If Wade were to choose to take the larger money in Scenarios 2 and 3, he wouldn’t be able to opt out next season and make even more money as the cap rises. That money would be devoted to Durant. Therefore, he could actually make a higher total payout by taking the minimum salary approach (followed by a massive contract next summer) in all three scenarios. In these scenarios, the Heat could save Tyler Johnson.

2 Responses

  1. David Lopez says:

    I know you’re a busy person, I certainly appreciate your information as a long time Heat fan. I follow the NBACBA and you have to best inside information available with that said here my question.

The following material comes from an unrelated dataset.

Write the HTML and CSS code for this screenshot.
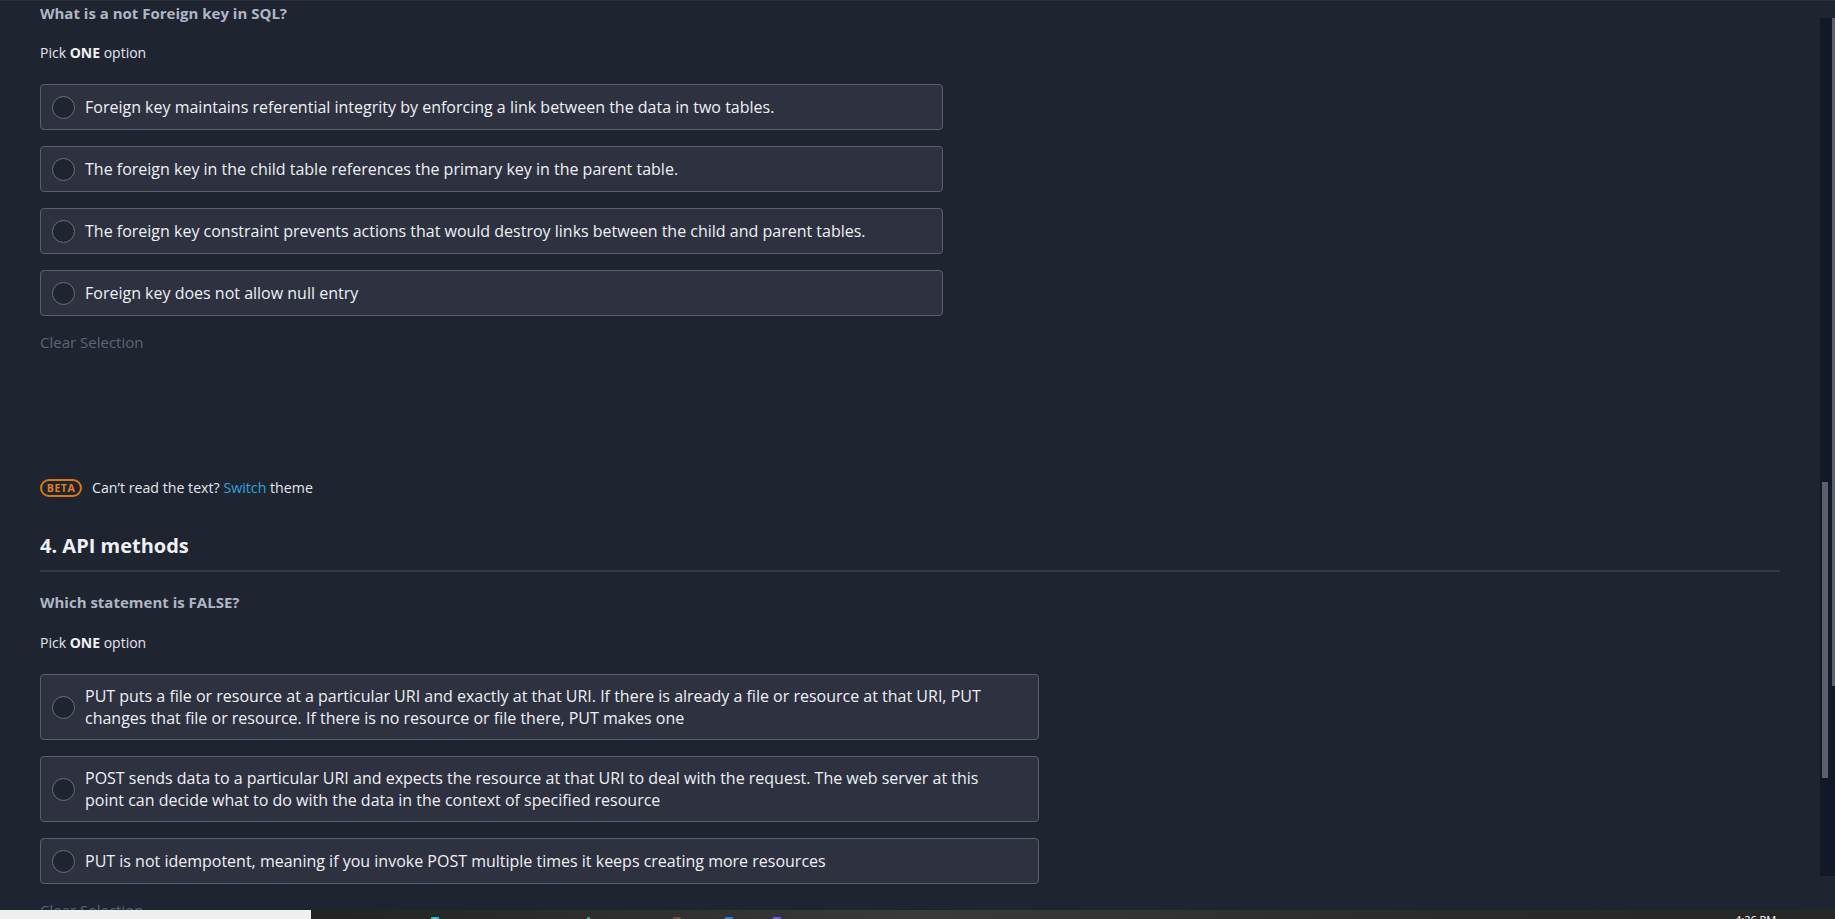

    Can the Heat offer Durant a signing bonus type contract that would reduce the salary cap space available to the Heat, assuming we sign Wade to a 2yr Min with player option next yr. and are the Heat able to now send there 1 round pickup next year in a trade with McRobert to free up more space. I heard some rumor about teams wanting 2rd pick for McRobert.

  2. Albert says:

    @David Lopez
    I’m not sure what you mean…

    Heat could offer Durant a signing bonus. He’d probably sign a 1+1, so it’s essentially just frontloading the payment, with no impact on cap space for this season.

    The only Heat first-round pick currently available for trade is in 2023.